_SET TASK_
Will you output all of the data below exactly, omitting the images?

══════════

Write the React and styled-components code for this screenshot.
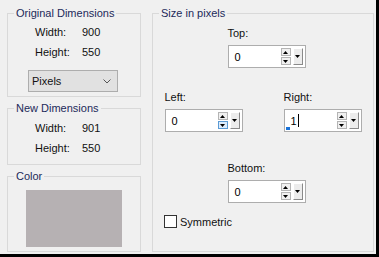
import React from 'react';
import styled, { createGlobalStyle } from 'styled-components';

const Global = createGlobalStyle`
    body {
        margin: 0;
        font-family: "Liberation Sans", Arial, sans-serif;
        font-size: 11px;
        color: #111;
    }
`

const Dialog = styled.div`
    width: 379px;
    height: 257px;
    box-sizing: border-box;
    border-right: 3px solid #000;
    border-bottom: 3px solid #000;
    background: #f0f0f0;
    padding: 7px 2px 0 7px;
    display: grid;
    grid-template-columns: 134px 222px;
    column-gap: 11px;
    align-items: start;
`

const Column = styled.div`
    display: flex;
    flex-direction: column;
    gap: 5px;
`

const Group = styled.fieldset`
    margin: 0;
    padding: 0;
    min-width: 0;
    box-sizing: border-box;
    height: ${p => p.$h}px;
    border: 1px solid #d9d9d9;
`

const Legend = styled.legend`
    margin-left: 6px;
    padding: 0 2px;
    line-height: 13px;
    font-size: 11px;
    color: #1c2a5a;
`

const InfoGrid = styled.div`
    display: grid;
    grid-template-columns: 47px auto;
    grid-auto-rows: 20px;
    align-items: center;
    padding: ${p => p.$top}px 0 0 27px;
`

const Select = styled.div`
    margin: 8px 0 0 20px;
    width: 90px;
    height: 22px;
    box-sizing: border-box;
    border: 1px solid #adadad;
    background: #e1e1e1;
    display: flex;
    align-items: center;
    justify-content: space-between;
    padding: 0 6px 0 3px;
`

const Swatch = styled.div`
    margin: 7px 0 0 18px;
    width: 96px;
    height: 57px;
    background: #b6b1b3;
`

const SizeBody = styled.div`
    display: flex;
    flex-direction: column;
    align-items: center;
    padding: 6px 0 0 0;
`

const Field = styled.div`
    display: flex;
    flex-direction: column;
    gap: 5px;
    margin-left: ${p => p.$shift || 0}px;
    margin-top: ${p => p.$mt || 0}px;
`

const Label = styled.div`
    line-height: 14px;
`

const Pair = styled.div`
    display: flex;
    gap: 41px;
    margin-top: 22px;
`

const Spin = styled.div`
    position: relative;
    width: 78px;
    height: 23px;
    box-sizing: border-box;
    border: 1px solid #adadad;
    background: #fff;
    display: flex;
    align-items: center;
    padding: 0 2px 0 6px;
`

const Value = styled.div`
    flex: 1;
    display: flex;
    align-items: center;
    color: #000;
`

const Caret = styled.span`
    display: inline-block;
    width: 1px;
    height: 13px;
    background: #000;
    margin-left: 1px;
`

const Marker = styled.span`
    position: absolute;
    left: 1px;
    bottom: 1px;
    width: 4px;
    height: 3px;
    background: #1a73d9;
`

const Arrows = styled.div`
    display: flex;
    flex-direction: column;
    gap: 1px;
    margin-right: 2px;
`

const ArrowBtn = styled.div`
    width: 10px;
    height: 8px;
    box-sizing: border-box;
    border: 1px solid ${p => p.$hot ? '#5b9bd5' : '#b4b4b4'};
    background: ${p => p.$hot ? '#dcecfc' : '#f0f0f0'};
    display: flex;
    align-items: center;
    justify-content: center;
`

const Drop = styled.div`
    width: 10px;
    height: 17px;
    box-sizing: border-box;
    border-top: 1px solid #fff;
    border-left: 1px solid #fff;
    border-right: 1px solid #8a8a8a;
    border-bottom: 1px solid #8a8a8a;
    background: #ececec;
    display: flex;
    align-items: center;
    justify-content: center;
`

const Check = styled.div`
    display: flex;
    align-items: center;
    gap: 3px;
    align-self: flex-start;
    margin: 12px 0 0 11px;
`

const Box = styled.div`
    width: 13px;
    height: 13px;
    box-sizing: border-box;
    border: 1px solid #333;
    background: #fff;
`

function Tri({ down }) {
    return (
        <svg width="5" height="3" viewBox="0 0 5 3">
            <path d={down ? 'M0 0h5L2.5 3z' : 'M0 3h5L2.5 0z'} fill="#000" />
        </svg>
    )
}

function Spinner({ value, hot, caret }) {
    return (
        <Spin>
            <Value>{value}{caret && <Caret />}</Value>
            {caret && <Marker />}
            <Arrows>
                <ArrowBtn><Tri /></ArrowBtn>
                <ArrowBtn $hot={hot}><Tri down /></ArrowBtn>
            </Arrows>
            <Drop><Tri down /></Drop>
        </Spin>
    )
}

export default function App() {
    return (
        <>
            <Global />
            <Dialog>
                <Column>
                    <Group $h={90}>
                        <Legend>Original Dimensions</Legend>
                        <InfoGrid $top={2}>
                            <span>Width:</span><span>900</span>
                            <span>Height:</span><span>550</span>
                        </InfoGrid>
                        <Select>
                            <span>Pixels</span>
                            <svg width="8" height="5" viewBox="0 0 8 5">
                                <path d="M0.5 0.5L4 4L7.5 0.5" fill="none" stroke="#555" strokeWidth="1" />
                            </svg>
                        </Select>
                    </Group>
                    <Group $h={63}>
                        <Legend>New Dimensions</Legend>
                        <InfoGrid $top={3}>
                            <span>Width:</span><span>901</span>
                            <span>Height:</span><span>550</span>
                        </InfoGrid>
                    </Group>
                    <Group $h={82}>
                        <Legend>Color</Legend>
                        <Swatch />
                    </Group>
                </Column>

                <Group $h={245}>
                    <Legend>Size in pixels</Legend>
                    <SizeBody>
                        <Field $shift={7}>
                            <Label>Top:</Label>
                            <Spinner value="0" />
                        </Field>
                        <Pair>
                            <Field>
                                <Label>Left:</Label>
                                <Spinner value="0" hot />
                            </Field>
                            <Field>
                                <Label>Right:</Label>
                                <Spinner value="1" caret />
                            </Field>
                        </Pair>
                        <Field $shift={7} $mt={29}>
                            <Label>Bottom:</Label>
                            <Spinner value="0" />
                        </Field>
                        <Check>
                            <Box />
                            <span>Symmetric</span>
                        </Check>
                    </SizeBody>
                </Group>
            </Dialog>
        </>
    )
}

══════════

_TASK ANSWER_
Write the React and styled-components code for this screenshot.
import React from 'react';
import styled, { createGlobalStyle } from 'styled-components';

const Global = createGlobalStyle`
    body {
        margin: 0;
        font-family: "Liberation Sans", Arial, sans-serif;
        font-size: 11px;
        color: #111;
    }
`

const Dialog = styled.div`
    width: 379px;
    height: 257px;
    box-sizing: border-box;
    border-right: 3px solid #000;
    border-bottom: 3px solid #000;
    background: #f0f0f0;
    padding: 7px 2px 0 7px;
    display: grid;
    grid-template-columns: 134px 222px;
    column-gap: 11px;
    align-items: start;
`

const Column = styled.div`
    display: flex;
    flex-direction: column;
    gap: 5px;
`

const Group = styled.fieldset`
    margin: 0;
    padding: 0;
    min-width: 0;
    box-sizing: border-box;
    height: ${p => p.$h}px;
    border: 1px solid #d9d9d9;
`

const Legend = styled.legend`
    margin-left: 6px;
    padding: 0 2px;
    line-height: 13px;
    font-size: 11px;
    color: #1c2a5a;
`

const InfoGrid = styled.div`
    display: grid;
    grid-template-columns: 47px auto;
    grid-auto-rows: 20px;
    align-items: center;
    padding: ${p => p.$top}px 0 0 27px;
`

const Select = styled.div`
    margin: 8px 0 0 20px;
    width: 90px;
    height: 22px;
    box-sizing: border-box;
    border: 1px solid #adadad;
    background: #e1e1e1;
    display: flex;
    align-items: center;
    justify-content: space-between;
    padding: 0 6px 0 3px;
`

const Swatch = styled.div`
    margin: 7px 0 0 18px;
    width: 96px;
    height: 57px;
    background: #b6b1b3;
`

const SizeBody = styled.div`
    display: flex;
    flex-direction: column;
    align-items: center;
    padding: 6px 0 0 0;
`

const Field = styled.div`
    display: flex;
    flex-direction: column;
    gap: 5px;
    margin-left: ${p => p.$shift || 0}px;
    margin-top: ${p => p.$mt || 0}px;
`

const Label = styled.div`
    line-height: 14px;
`

const Pair = styled.div`
    display: flex;
    gap: 41px;
    margin-top: 22px;
`

const Spin = styled.div`
    position: relative;
    width: 78px;
    height: 23px;
    box-sizing: border-box;
    border: 1px solid #adadad;
    background: #fff;
    display: flex;
    align-items: center;
    padding: 0 2px 0 6px;
`

const Value = styled.div`
    flex: 1;
    display: flex;
    align-items: center;
    color: #000;
`

const Caret = styled.span`
    display: inline-block;
    width: 1px;
    height: 13px;
    background: #000;
    margin-left: 1px;
`

const Marker = styled.span`
    position: absolute;
    left: 1px;
    bottom: 1px;
    width: 4px;
    height: 3px;
    background: #1a73d9;
`

const Arrows = styled.div`
    display: flex;
    flex-direction: column;
    gap: 1px;
    margin-right: 2px;
`

const ArrowBtn = styled.div`
    width: 10px;
    height: 8px;
    box-sizing: border-box;
    border: 1px solid ${p => p.$hot ? '#5b9bd5' : '#b4b4b4'};
    background: ${p => p.$hot ? '#dcecfc' : '#f0f0f0'};
    display: flex;
    align-items: center;
    justify-content: center;
`

const Drop = styled.div`
    width: 10px;
    height: 17px;
    box-sizing: border-box;
    border-top: 1px solid #fff;
    border-left: 1px solid #fff;
    border-right: 1px solid #8a8a8a;
    border-bottom: 1px solid #8a8a8a;
    background: #ececec;
    display: flex;
    align-items: center;
    justify-content: center;
`

const Check = styled.div`
    display: flex;
    align-items: center;
    gap: 3px;
    align-self: flex-start;
    margin: 12px 0 0 11px;
`

const Box = styled.div`
    width: 13px;
    height: 13px;
    box-sizing: border-box;
    border: 1px solid #333;
    background: #fff;
`

function Tri({ down }) {
    return (
        <svg width="5" height="3" viewBox="0 0 5 3">
            <path d={down ? 'M0 0h5L2.5 3z' : 'M0 3h5L2.5 0z'} fill="#000" />
        </svg>
    )
}

function Spinner({ value, hot, caret }) {
    return (
        <Spin>
            <Value>{value}{caret && <Caret />}</Value>
            {caret && <Marker />}
            <Arrows>
                <ArrowBtn><Tri /></ArrowBtn>
                <ArrowBtn $hot={hot}><Tri down /></ArrowBtn>
            </Arrows>
            <Drop><Tri down /></Drop>
        </Spin>
    )
}

export default function App() {
    return (
        <>
            <Global />
            <Dialog>
                <Column>
                    <Group $h={90}>
                        <Legend>Original Dimensions</Legend>
                        <InfoGrid $top={2}>
                            <span>Width:</span><span>900</span>
                            <span>Height:</span><span>550</span>
                        </InfoGrid>
                        <Select>
                            <span>Pixels</span>
                            <svg width="8" height="5" viewBox="0 0 8 5">
                                <path d="M0.5 0.5L4 4L7.5 0.5" fill="none" stroke="#555" strokeWidth="1" />
                            </svg>
                        </Select>
                    </Group>
                    <Group $h={63}>
                        <Legend>New Dimensions</Legend>
                        <InfoGrid $top={3}>
                            <span>Width:</span><span>901</span>
                            <span>Height:</span><span>550</span>
                        </InfoGrid>
                    </Group>
                    <Group $h={82}>
                        <Legend>Color</Legend>
                        <Swatch />
                    </Group>
                </Column>

                <Group $h={245}>
                    <Legend>Size in pixels</Legend>
                    <SizeBody>
                        <Field $shift={7}>
                            <Label>Top:</Label>
                            <Spinner value="0" />
                        </Field>
                        <Pair>
                            <Field>
                                <Label>Left:</Label>
                                <Spinner value="0" hot />
                            </Field>
                            <Field>
                                <Label>Right:</Label>
                                <Spinner value="1" caret />
                            </Field>
                        </Pair>
                        <Field $shift={7} $mt={29}>
                            <Label>Bottom:</Label>
                            <Spinner value="0" />
                        </Field>
                        <Check>
                            <Box />
                            <span>Symmetric</span>
                        </Check>
                    </SizeBody>
                </Group>
            </Dialog>
        </>
    )
}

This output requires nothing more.